Ich bin von den Relegationsspielen ja traumatisiert. Der Tiefpunkt meines Fanseins fand genau vor zehn Jahren statt, als Hertha die Relegationsspiele gegen Fortuna Düsseldorf absolvieren musste und in deren Folge mit lautem Getöse in die zweite Liga abstieg. Das zog mich sehr runter. In den darauffolgenden Jahren, als andere Clubs im Relegationslimbo landeten, ging ich oft in die Kneipe und schaute mit fremden Menschen, wie deren Clubs um den Abstieg bangten. Einfach da zu sitzen, fremde Relegationsspiele schauen, bei drei, vier, fünf Bieren diese Egaligkeit zu spüren. Davon heilten meine Wunden.

Jetzt hat es aber wieder uns erwischt. Seit drei Jahren weht kein lauschiger Wind um meinen Verein.
Wir haben nun die zwei letzten Strohhalme. Donnerstag und Dienstag. Und natürlich bin ich wieder dabei.

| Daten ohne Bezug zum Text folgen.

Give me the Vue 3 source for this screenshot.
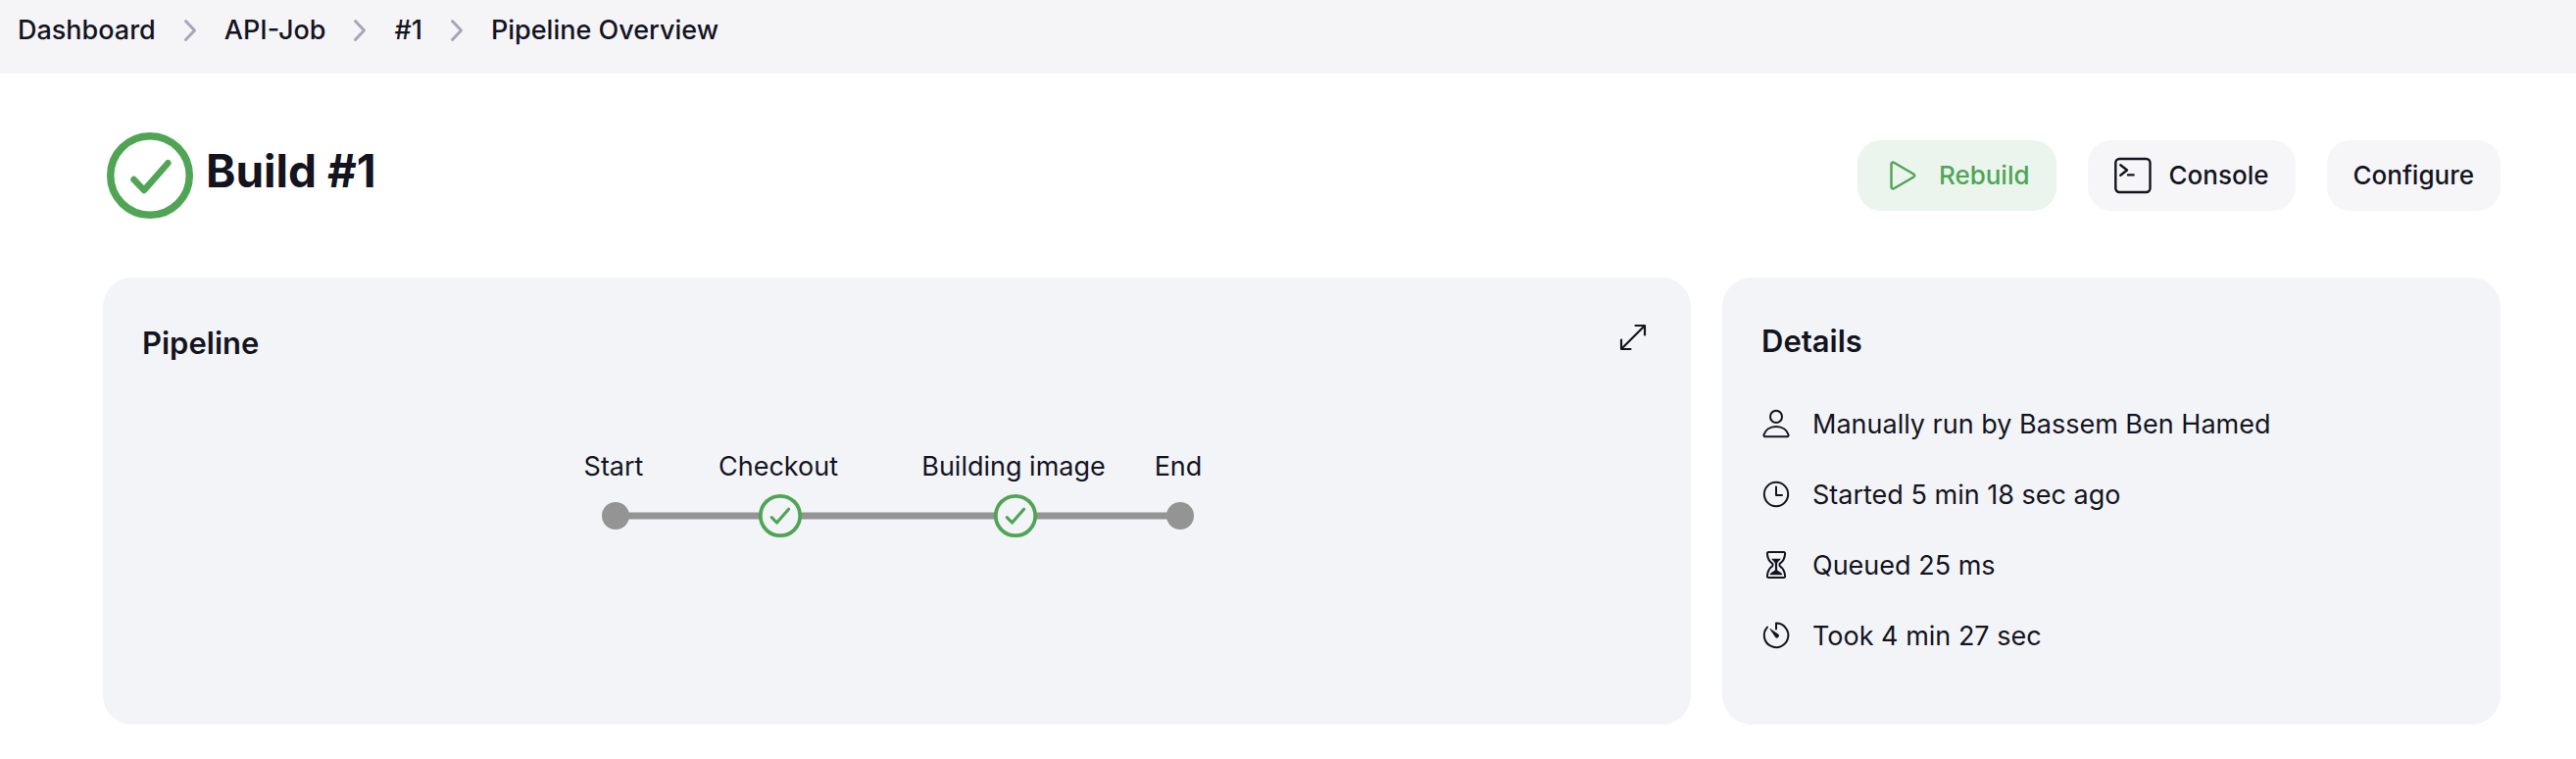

Und sonst so. Musste ein bisschen was arbeitsmäßiges machen, habe Wohnung geputzt, waren Welpenschule. Was noch? Haben spät am Abend Ozark fertig geguckt. Das Ende hat mich enttäuscht, falls es jemand gucken will, achtung jetzt SPOILERE ich, aber ich verstehe wirklich nicht, warum Ruth sterben musste und die Byrdes überleben. Ich dachte die Byrdes und überhaupt alle werden sterben, nur nicht Ruth. Mag sein, dass Leute wie die Byrdes immer irgendwie überleben und weiterkommen, während Trailerpark-White-Trash am Ende doch immer die Opfer sind, vielleicht wollte man das mit der outfading grinsenden Byrde-Familie auch sagen, aber gerade Ruth war die unberechenbarste und spannendste Figur, die trotz allem immer latent unsympathisch blieb, aber die als einzige immer integer war. Und auch, wenn wir alle Marty mochten, aber niemand hätte sich beschweren dürfen, wenn Marty am Ende niedergemäht worden wäre.

Das wollte ich noch sagen.

So bleibe ich jetzt mit diesem Ekelgefühl übrig und mit dem Gefühl, dass immer noch eine Fortsetzung möglich wäre.